* Problem requirements
Copy out each line of the listing that has the word "Tailwind" in it.

* Material supplied
"""
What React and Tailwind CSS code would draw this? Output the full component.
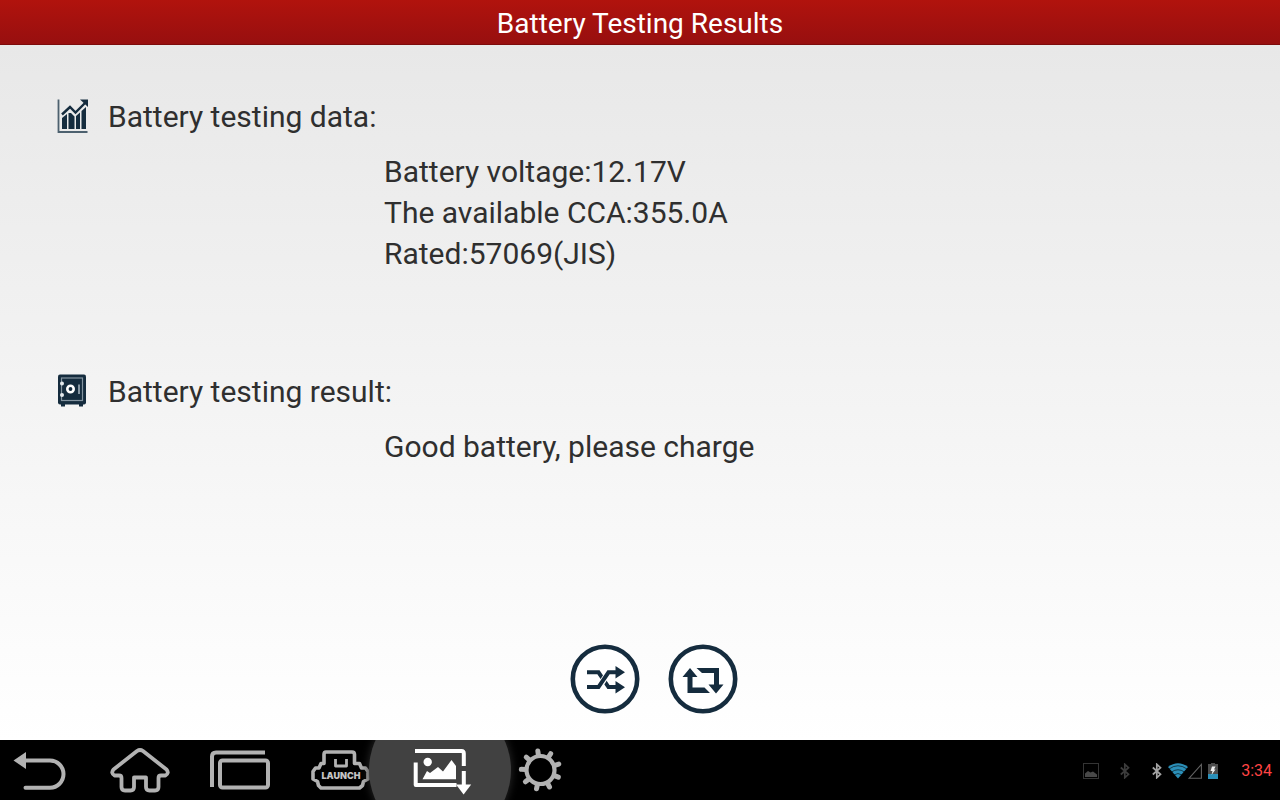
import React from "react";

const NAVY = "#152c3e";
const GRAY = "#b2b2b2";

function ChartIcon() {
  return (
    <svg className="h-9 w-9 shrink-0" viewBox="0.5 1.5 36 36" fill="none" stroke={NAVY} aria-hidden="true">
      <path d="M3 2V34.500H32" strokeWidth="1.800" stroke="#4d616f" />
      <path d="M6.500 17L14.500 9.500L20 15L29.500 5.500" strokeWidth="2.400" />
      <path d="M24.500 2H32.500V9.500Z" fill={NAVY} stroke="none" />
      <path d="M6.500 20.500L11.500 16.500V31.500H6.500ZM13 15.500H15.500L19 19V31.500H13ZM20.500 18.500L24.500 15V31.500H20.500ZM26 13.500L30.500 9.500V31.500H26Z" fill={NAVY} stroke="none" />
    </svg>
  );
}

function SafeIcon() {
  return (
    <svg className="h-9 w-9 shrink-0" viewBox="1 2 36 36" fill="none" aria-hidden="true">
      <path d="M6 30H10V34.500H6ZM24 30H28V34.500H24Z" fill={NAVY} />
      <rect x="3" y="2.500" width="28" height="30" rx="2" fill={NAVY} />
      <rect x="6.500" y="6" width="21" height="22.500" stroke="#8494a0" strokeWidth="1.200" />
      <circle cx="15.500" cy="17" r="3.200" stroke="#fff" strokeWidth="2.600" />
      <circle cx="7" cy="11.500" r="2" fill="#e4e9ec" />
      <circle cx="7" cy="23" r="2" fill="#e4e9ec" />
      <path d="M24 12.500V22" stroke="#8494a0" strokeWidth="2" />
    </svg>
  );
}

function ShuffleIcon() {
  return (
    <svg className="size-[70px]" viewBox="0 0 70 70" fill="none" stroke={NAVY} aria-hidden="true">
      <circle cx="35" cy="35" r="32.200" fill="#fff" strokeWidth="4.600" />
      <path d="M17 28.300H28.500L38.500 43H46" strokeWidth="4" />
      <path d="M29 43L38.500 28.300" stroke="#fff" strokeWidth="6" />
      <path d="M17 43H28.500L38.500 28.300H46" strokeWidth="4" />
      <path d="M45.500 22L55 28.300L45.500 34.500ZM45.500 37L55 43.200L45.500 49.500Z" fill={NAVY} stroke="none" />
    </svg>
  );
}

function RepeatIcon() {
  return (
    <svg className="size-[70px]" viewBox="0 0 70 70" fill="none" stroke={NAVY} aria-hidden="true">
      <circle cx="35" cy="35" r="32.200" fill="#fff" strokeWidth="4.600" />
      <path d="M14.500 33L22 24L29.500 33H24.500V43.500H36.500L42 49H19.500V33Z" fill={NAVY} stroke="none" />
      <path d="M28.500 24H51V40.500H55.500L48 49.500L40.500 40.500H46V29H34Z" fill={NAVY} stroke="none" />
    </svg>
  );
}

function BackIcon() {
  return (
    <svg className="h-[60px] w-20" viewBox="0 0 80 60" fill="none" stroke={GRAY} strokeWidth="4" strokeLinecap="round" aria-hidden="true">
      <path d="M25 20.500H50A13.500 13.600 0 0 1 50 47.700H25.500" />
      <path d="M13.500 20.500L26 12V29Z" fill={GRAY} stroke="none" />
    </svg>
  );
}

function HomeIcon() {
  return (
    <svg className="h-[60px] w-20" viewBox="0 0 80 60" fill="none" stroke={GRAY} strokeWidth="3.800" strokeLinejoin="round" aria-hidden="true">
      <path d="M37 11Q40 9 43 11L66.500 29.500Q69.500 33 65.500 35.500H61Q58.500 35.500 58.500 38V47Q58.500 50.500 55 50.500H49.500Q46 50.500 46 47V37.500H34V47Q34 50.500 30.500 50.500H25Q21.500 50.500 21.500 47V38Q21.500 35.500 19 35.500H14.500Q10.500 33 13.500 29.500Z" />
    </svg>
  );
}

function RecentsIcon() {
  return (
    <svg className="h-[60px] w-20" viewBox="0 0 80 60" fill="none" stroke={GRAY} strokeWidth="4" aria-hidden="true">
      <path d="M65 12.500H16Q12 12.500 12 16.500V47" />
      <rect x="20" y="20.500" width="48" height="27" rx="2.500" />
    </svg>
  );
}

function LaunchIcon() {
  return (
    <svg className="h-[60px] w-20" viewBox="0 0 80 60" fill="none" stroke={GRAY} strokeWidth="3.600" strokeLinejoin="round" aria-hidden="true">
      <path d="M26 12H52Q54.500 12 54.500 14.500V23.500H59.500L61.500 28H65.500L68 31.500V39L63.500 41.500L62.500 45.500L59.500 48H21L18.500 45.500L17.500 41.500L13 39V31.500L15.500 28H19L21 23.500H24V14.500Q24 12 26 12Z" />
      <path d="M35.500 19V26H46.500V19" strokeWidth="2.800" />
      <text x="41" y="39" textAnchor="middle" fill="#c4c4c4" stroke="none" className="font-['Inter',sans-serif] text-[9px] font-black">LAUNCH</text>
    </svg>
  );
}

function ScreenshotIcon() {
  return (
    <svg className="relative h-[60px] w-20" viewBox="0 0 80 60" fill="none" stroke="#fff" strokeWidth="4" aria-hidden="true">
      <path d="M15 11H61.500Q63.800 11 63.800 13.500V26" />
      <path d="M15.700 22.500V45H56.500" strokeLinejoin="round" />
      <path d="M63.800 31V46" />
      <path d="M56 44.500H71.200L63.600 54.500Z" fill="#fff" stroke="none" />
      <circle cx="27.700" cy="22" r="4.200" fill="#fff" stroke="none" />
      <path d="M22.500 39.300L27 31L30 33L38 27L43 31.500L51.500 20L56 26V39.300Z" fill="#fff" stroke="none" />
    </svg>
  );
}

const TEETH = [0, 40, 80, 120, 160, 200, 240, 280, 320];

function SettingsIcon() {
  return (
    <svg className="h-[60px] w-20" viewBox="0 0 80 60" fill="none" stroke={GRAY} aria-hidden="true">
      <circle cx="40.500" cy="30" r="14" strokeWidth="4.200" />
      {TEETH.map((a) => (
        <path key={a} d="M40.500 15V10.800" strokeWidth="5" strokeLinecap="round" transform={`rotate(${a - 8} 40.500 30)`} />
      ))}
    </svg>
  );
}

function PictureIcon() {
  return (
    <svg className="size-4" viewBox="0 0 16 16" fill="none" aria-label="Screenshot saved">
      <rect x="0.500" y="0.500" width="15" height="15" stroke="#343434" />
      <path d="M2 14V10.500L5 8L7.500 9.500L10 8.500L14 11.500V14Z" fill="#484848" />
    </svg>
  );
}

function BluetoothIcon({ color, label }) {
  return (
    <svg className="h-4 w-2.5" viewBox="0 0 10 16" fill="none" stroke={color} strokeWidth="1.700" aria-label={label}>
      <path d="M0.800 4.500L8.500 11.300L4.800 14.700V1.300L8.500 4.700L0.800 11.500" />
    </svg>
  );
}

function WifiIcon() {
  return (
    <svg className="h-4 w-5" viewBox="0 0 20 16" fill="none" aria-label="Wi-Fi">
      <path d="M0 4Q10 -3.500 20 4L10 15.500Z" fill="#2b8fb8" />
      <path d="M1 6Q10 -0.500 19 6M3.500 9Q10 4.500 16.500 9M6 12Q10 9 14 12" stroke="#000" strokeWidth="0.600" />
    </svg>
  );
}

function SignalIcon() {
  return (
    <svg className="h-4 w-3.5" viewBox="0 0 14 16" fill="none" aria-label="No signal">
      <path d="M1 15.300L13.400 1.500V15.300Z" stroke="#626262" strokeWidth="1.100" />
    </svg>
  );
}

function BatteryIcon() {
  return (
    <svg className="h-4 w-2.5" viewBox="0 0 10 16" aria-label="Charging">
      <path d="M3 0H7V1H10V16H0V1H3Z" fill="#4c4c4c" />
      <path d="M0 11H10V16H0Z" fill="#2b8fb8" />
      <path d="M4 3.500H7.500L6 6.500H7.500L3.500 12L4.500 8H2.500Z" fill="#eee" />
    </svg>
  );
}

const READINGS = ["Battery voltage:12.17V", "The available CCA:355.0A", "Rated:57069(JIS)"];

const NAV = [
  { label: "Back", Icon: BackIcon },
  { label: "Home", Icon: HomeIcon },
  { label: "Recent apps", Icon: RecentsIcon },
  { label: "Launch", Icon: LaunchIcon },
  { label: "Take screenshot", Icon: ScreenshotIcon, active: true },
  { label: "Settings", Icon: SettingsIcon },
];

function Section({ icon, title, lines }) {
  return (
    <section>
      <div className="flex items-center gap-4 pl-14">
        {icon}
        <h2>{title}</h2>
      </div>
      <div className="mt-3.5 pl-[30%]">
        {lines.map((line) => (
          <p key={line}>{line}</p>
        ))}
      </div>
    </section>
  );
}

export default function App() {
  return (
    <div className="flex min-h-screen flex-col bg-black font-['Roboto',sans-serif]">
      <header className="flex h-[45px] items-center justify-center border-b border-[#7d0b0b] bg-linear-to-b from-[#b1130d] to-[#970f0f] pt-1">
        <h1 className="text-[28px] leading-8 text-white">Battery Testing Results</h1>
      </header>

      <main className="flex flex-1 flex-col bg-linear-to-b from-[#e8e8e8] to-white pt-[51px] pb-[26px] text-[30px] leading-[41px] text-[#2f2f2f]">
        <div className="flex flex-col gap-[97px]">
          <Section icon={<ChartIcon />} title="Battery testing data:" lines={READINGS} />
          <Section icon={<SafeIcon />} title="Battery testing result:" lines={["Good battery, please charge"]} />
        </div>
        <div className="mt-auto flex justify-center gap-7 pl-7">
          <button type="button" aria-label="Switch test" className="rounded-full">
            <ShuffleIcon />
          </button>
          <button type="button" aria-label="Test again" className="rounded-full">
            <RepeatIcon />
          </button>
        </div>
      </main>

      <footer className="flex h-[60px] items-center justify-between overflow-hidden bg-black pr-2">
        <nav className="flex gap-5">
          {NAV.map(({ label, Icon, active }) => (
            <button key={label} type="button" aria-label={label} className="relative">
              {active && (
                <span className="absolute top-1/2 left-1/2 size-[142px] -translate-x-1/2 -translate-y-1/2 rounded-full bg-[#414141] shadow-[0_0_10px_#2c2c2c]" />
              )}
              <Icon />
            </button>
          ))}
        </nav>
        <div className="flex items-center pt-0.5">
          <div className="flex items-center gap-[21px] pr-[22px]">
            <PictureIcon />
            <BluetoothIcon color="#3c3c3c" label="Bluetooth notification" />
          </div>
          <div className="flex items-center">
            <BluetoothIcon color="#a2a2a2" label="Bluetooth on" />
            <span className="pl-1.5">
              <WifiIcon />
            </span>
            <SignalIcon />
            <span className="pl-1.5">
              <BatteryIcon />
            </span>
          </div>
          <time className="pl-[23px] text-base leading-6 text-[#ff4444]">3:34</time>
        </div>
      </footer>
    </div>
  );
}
"""
"""
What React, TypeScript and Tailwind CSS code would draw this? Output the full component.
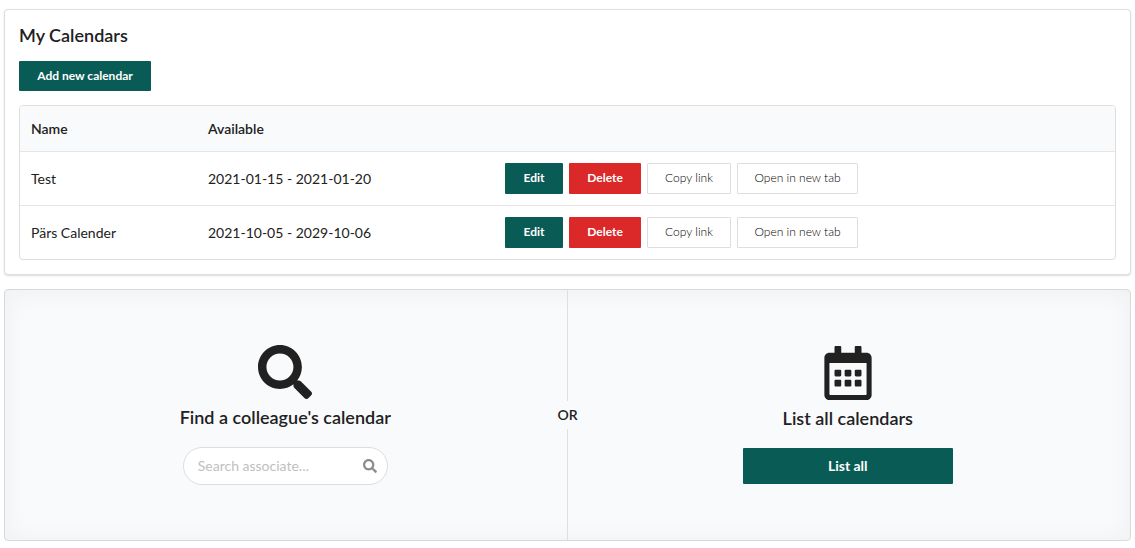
"""
* Problem solution
What React and Tailwind CSS code would draw this? Output the full component.
What React, TypeScript and Tailwind CSS code would draw this? Output the full component.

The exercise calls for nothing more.